We open in Tortola in the British Virgin Islands. WHO ARE THE GUESTS??? I am far too invested and way ahead, too, crew are only just arriving! Kate is first to be greeted by Captain Lee, looking around it’s very 80s, this new boat, isn’t it? Valor! So white

Kate reviews the CVs of the new stews, she and I are SO GLAD there is no Rocky / Raquel this season.

Kelley arrives next. He’s been promoted to Bosun and that means no Eddie?? He has a lot to prove and I’m surprised, really. I thought he was a meathead deckhand (with a massive penis that he liked to take pictures of) and now he’s been bumped up? I always wonder if there’s a slightly less camera-friendly actual crew member standing by. Kate’s heard from Amy that Kelley’s been studying and is determined to impress Captain Lee, so I guess we’ll see.

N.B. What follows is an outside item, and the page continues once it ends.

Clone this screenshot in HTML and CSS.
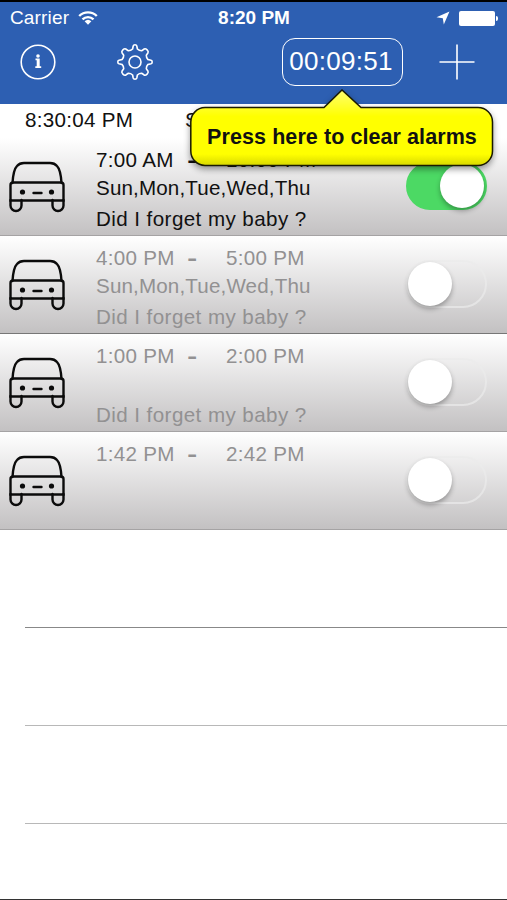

Emily arrives next. Kelley likes the cut of her tiny Swift-y-esque jib and he thinks he might have trouble keeping it in his pants, especially after 4 months of no sex. CRY ME A RIVER, BUDDY. I can see how he’d have trouble keeping that giant cack below deck, make sure you order his shorts extry wide in the thigh, Kate!

Nico from Chicago shows up next, he’s been yachting since 18. Lauren wanders in, she’s Australian, from Melbourne! Woo hoo! Some of my very best friends are in that area! Holy shite, she was a SCUBA instructor on Richard Branson’s yacht!

Unfortunate Trevor is next up. He’s Senior Deckhand and he would totally choose himself for a boss. Now Ben!! I love his laugh, it’s so awesome. He was on Valor before, 12 years ago as a day worker and how cool is that?

He goes to find Kate, then wanders about; this is huge boat! I don’t like it yet, too white and new wave looking. I like wood

Kelley’s checking out the gym (not enough weights), asking Kate if she’s seeing anyone? She is dating, but only just started. Her girlfriend’s name is Relle (like on your birth certificate, your name is Relle?) and Kate doesn’t like labels, yo. Nor should she, it’s impossible to say who we’ll fall in love with and just because people sometimes have innies and sometimes have outties: why lock that down? It’s about love, y’all

Trevor is already flexing as Senior Deckhand, he walks like a T-Rex. Tiny arms, tiny arms! The rest of the crew is like: whut?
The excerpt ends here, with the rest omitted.